Day 3: O.S.A. Lake — George Lake
We were emjoying such nice weather that it was hard to leave, but not only did we not have a reservation, we had some appointments booked and had to get back. On the way out we visited an old trapper’s cabin on one of the islands. The cabin collapsed long ago, but the ruins still make for an interesting place to explore. After visiting the cabin we retraced our route to return to our car.
Tips
Difficulty
- All of the portages are flat, relatively level and mercifully short.
- The trip can be easily completed in two days, or even done as a day trip with an early start. But if you have time it’s worth it to book an extra day or two to enjoy the area.
- Paddling on O.S.A., Killarney and George Lakes can be difficult if the wind picks up. All three lakes funnel the wind. Normally it’s pretty easy going, but if the wind picks up you will need to work to stay on course.
- The hardest thing about this trip may be booking it. You can book trips in Killarney starting five months to the day before the start of your trip. If you want to get a site on O.S.A. Lake you’ll almost certainly have to book as early as possible.
- If you can’t book a site on O.S.A. Lake you can try to shorten the trip and stop on Killarney Lake.
Comfort
Apparently Killarney can get pretty buggy in the spring, but I’ve still never experienced it. In late summer or fall there are almost never any bugs. The only significant wetland on this route is through Freeland Lake, so there are very few areas for bugs to breed.
Remoteness
- This is a very easy trip with incredible rewards. As such it’s very popular. Not only is it hard to book the trip you may have to race to get a campsite on O.S.A. Lake.

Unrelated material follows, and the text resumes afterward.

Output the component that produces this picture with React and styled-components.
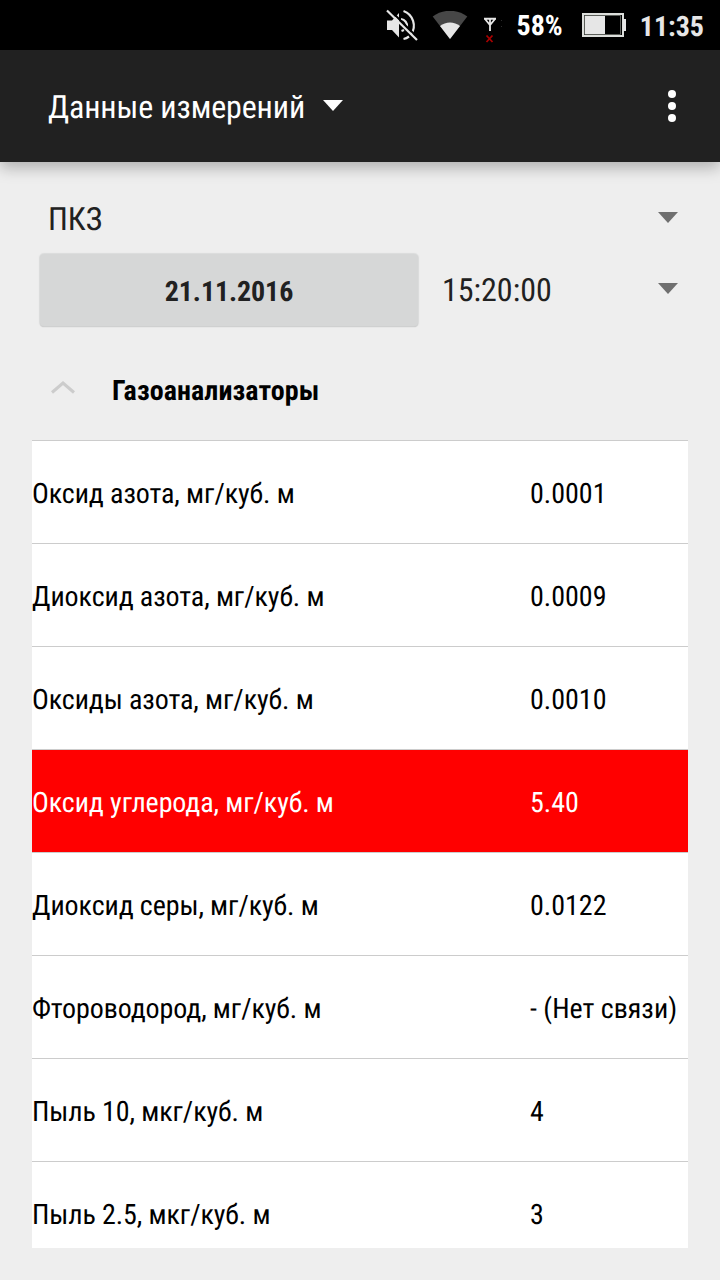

- O.S.A. Lake is also a major corridor for several of the longer trips in the park. It is quite likely that you will see several flotillas of canoes passing through each day.
- Once you actually have a site they’re well spaced so there’s a lot of privacy . There are only five campsites on the whole lake. I’ve often been able to hear some of my neighbours here, but I’ve rarely seen them (I believe that two of the sites are quire close to one another, but I’ve stayed at one of them and never saw my neighbours).